Have you ever heard of the “50-70” rule for planning your takeoff abort criteria?

I find it to be an extremely common “rule of thumb” applied with the best intentions to pre-takeoff briefings. The goal is laudable: we always want to make sure we brief some kind of abort point and speed so that we are primed to take action in the event of anything out of the ordinary during our takeoff roll.

For example, if you’re burning up runway and are nowhere near the airspeed you need to take off, whether the problem is mechanical or otherwise, this should be treated as a “rejected takeoff” and the appropriate procedure should be followed to come to a stop on the remaining runway before damaging the aircraft or anything else in the airport environment (including the people onboard or nearby) should we overrun the runway.

The rule is usually invoked in a typical pre-takeoff briefing as follows: “If I don’t have 70% of my rotation speed at 50% of the runway, I will abort the takeoff”. In other words, if you’re taking off in a 172 with a rotation speed of around 60 knots, your abort speed would be 42 knots (or 70%), and your abort point would be (hopefully) some easily identifiable landmark along the length of the runway. But 50% of the runway and 70% of rotation speed? Where do we get these numbers?

The answer is physics!

The Physics Behind the Rule

Recall the following basic kinematic relationship between distance traveled \(s\) and time elapsed \(t\), given the initial velocity \(v_{i}\) and acceleration \(a\) is

\begin{equation} s = v_{i}t + \frac{1}{2}at^{2} \end{equation}

where the acceleration is defined in the usual way as

\begin{equation} a = \frac{v_{f}-v_{i}}{t}. \end{equation}

Using the definition of acceleration to eliminate time from the first equation and solving for \(v_{f}\) gives us the following relationship

\begin{equation} v_{f}^{2} = v_{i}^{2} + 2as. \end{equation}

If we now assume that we are starting our takeoff from a dead stop at the very beginning of the runway, then \(v_{i}=0\) and we see that the square of the final velocity \(v_{f}\) is proportional to the distance traveled down the runway

\begin{equation} v_{f}^{2} = 2as. \end{equation}

Thus, if \(s\) is equal to the total ground roll required for takeoff, say \(s_{r}\) where the subscript \(r\) denotes “rotation”, then \(v_{f}\) would equal our rotation speed \(v_{r}\). We can now take a look at what happens when \(v_{f} = 0.7 v_{r}\), or 70% of \(v_{r}\). In this case, plugging \(0.7 v_{r}\) in for \(v_{f}\) in the equation above, we find

\begin{equation} (0.7 v_{r})^{2} = 0.49 v_{r}^{2} = 0.49 \times 2as, \end{equation}

In other words, 70% of your rotation speed occurs at 50% of your ground roll because the square of 70% is 49%, or about 50%.

So What’s The Problem?

The problem is that if it really takes 50% of the available runway to reach your 70% abort speed you will theoretically reach your rotation speed exactly at the end of the runway, which an extremely risky way to fly. Now, its likely that most pilots out there don’t realize this is the case, and I suspect if they did, they would immediately realize that the rule in question, blindly applied to the entire lenth of the runway, is not ideal. But there’s a better way.

The Better Way

Instead of using the halfway point of your runway as your de facto abort point, simply use 50% of the calculated ground roll from your preflight performance calculations. For example, in a 172, a ground roll might be predicted to be maybe 1000 feet on a particular day, given winds, density altitude, loading, etc, assuming we are using the takeoff procedure that corresponds to the relevant performance chart in the POH (typically a “maximum performance” or “short field” takeoff technique).
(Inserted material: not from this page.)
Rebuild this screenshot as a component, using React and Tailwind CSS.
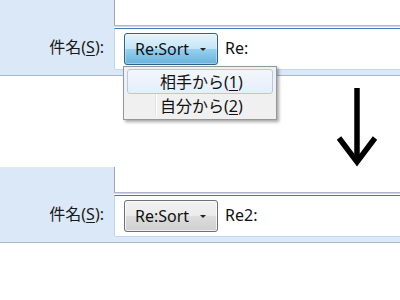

In this case, with my 1000 foot predicted ground roll, I’ll add a 50% buffer, bringing the grand total to 1500 feet. Then the 50-70 role suggests that I can expect to see my abort speed somewhere after 500 to 750 feet of ground roll. The trick here is that betting your life on adherence of your airplane on that particular day to the “book values” of takeoff performance is probably an unreasonable assumption, unless you’re a test pilot taking off in a brand new 172 from the runway right off the Cessna factory assembly line. The point is that you have to know your airplane and your own skill level to make any truly reasonable selection of abort point and speed, but the 50-70 rule applied in this way is at least a decent starting point, and if the predicted 50% abort point with or without buffer gets you anywhere within 30-50% of the end of the runway, you would be wise to seriously reconsider proceeding with the takeoff.

As they say, takeoffs are optional, but landings are mandatory!